- Given problem
Copy exactly the lines that run from the top of the listing to the line containing "border-bottom: 1px solid #ddd;", both ends included, and omit the pictures.

** START Recorded information **

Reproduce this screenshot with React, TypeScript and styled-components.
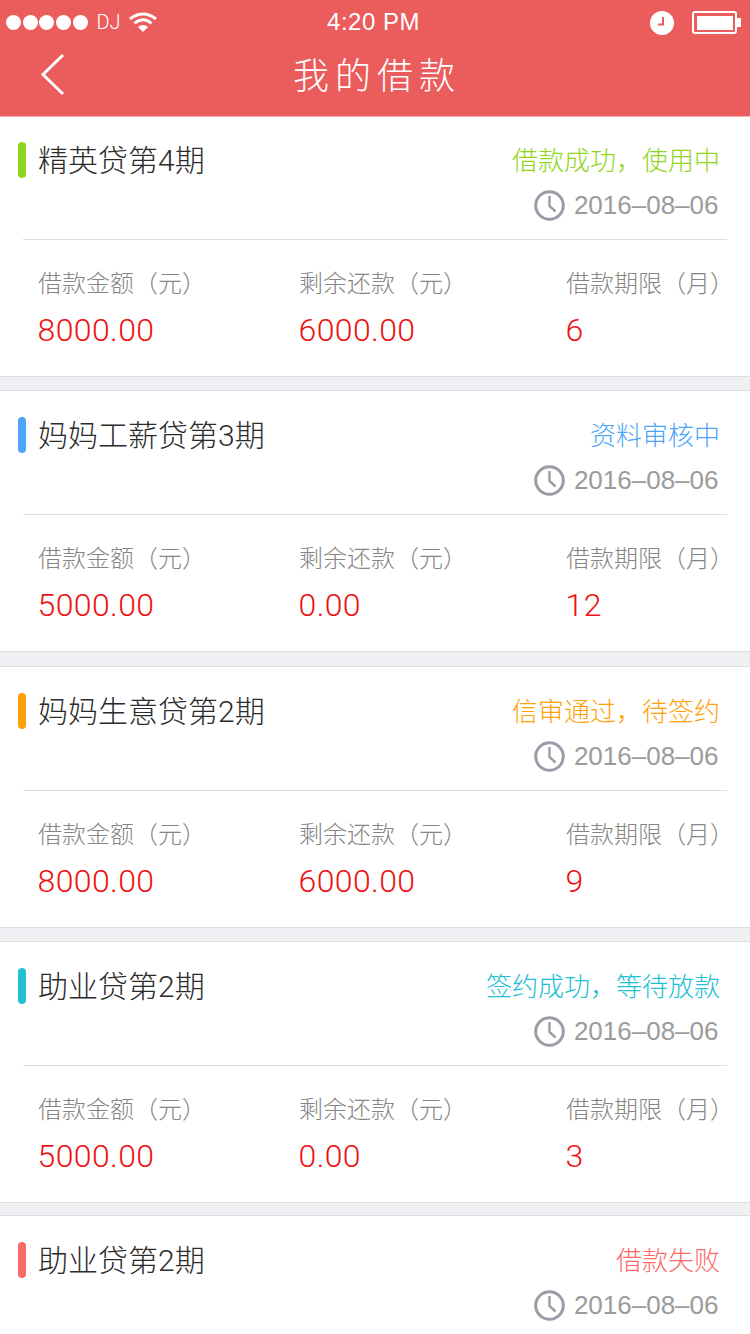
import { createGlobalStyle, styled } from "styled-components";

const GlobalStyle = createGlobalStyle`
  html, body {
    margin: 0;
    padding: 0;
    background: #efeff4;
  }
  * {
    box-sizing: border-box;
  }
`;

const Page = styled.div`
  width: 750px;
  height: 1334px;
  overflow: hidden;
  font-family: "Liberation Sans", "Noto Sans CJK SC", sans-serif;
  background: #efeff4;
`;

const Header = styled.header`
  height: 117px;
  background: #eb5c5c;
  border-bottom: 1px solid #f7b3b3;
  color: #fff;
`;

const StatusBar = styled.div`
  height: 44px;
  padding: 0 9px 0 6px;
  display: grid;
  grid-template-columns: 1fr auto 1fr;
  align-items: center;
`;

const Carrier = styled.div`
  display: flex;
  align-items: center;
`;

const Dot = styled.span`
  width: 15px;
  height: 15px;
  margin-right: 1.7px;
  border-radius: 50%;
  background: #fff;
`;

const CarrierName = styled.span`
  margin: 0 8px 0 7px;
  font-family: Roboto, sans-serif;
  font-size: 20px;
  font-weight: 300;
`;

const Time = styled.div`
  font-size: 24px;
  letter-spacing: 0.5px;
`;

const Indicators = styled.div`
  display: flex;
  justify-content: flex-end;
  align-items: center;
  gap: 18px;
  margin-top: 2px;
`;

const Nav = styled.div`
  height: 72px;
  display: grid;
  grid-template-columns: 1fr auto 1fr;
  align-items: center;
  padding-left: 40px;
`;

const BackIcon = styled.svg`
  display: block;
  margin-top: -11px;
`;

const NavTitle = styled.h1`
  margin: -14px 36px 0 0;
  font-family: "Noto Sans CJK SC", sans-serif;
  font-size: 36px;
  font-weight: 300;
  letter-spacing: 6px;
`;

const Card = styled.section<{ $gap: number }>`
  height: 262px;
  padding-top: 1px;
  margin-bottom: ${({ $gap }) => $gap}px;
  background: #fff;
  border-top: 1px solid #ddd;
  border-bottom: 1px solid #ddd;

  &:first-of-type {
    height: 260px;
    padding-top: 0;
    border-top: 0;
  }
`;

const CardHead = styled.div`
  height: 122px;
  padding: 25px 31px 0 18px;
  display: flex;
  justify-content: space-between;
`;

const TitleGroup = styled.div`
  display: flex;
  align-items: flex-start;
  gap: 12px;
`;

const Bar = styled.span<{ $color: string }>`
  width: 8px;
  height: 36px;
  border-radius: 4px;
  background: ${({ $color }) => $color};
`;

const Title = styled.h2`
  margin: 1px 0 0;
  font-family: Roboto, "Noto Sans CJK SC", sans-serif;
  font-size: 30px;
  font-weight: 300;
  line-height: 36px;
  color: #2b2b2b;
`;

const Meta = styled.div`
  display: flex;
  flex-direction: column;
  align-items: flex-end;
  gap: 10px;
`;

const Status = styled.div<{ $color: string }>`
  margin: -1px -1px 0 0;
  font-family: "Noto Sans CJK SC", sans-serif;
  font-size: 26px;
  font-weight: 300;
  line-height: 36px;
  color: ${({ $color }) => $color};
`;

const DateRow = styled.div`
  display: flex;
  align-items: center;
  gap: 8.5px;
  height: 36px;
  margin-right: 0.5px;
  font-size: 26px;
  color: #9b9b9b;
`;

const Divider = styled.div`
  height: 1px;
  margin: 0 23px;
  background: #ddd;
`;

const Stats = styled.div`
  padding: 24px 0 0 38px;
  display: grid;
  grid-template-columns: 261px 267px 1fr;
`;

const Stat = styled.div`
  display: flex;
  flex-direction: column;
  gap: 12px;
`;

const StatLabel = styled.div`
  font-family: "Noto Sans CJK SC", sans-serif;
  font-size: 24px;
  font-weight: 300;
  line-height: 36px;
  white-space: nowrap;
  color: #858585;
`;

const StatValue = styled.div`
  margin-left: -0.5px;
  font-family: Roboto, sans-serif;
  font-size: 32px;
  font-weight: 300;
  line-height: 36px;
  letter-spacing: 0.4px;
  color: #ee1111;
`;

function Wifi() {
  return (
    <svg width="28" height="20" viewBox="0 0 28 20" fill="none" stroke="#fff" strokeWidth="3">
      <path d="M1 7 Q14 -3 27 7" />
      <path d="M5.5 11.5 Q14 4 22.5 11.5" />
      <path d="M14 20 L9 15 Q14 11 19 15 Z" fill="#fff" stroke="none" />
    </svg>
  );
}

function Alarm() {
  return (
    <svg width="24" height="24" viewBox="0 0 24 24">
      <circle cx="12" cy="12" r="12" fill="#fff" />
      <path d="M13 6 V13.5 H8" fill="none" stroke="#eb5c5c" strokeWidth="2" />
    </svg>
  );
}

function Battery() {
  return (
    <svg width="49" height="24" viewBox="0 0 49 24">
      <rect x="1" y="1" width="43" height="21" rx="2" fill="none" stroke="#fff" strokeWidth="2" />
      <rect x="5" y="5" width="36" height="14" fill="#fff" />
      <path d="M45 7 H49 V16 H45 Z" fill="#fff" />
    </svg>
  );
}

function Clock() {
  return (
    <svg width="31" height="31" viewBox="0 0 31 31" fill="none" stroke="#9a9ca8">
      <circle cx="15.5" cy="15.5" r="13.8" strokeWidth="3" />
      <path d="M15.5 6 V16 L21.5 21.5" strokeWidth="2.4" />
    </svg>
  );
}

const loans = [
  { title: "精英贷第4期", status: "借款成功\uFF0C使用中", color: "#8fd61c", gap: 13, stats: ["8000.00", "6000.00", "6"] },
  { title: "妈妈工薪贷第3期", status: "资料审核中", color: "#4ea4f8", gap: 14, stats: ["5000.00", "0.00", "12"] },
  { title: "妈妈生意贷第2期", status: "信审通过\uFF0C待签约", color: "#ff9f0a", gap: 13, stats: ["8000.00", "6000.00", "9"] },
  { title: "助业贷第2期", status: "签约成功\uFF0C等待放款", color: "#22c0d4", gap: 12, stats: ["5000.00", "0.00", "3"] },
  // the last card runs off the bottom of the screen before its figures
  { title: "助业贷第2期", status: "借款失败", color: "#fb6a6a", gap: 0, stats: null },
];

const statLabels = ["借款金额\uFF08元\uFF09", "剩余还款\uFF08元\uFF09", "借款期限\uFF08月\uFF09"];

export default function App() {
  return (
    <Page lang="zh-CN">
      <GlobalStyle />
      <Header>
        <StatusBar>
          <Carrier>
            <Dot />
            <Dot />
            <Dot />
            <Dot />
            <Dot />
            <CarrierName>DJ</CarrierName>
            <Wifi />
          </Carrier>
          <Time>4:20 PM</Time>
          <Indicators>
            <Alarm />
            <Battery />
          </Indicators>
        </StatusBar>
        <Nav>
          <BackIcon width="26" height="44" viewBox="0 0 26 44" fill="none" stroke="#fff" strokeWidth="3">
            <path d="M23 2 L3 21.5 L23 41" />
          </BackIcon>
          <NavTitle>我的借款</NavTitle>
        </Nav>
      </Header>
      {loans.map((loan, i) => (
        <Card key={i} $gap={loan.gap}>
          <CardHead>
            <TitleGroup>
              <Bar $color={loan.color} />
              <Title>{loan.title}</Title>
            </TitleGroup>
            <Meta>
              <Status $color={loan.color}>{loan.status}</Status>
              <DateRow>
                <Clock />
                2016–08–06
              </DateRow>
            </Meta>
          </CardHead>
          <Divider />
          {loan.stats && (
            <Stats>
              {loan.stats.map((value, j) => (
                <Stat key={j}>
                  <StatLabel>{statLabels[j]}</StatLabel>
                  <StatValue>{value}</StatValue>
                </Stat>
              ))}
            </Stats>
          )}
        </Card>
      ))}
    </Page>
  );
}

** END Recorded information **

- Task result
Reproduce this screenshot with React, TypeScript and styled-components.
import { createGlobalStyle, styled } from "styled-components";

const GlobalStyle = createGlobalStyle`
  html, body {
    margin: 0;
    padding: 0;
    background: #efeff4;
  }
  * {
    box-sizing: border-box;
  }
`;

const Page = styled.div`
  width: 750px;
  height: 1334px;
  overflow: hidden;
  font-family: "Liberation Sans", "Noto Sans CJK SC", sans-serif;
  background: #efeff4;
`;

const Header = styled.header`
  height: 117px;
  background: #eb5c5c;
  border-bottom: 1px solid #f7b3b3;
  color: #fff;
`;

const StatusBar = styled.div`
  height: 44px;
  padding: 0 9px 0 6px;
  display: grid;
  grid-template-columns: 1fr auto 1fr;
  align-items: center;
`;

const Carrier = styled.div`
  display: flex;
  align-items: center;
`;

const Dot = styled.span`
  width: 15px;
  height: 15px;
  margin-right: 1.7px;
  border-radius: 50%;
  background: #fff;
`;

const CarrierName = styled.span`
  margin: 0 8px 0 7px;
  font-family: Roboto, sans-serif;
  font-size: 20px;
  font-weight: 300;
`;

const Time = styled.div`
  font-size: 24px;
  letter-spacing: 0.5px;
`;

const Indicators = styled.div`
  display: flex;
  justify-content: flex-end;
  align-items: center;
  gap: 18px;
  margin-top: 2px;
`;

const Nav = styled.div`
  height: 72px;
  display: grid;
  grid-template-columns: 1fr auto 1fr;
  align-items: center;
  padding-left: 40px;
`;

const BackIcon = styled.svg`
  display: block;
  margin-top: -11px;
`;

const NavTitle = styled.h1`
  margin: -14px 36px 0 0;
  font-family: "Noto Sans CJK SC", sans-serif;
  font-size: 36px;
  font-weight: 300;
  letter-spacing: 6px;
`;

const Card = styled.section<{ $gap: number }>`
  height: 262px;
  padding-top: 1px;
  margin-bottom: ${({ $gap }) => $gap}px;
  background: #fff;
  border-top: 1px solid #ddd;
  border-bottom: 1px solid #ddd;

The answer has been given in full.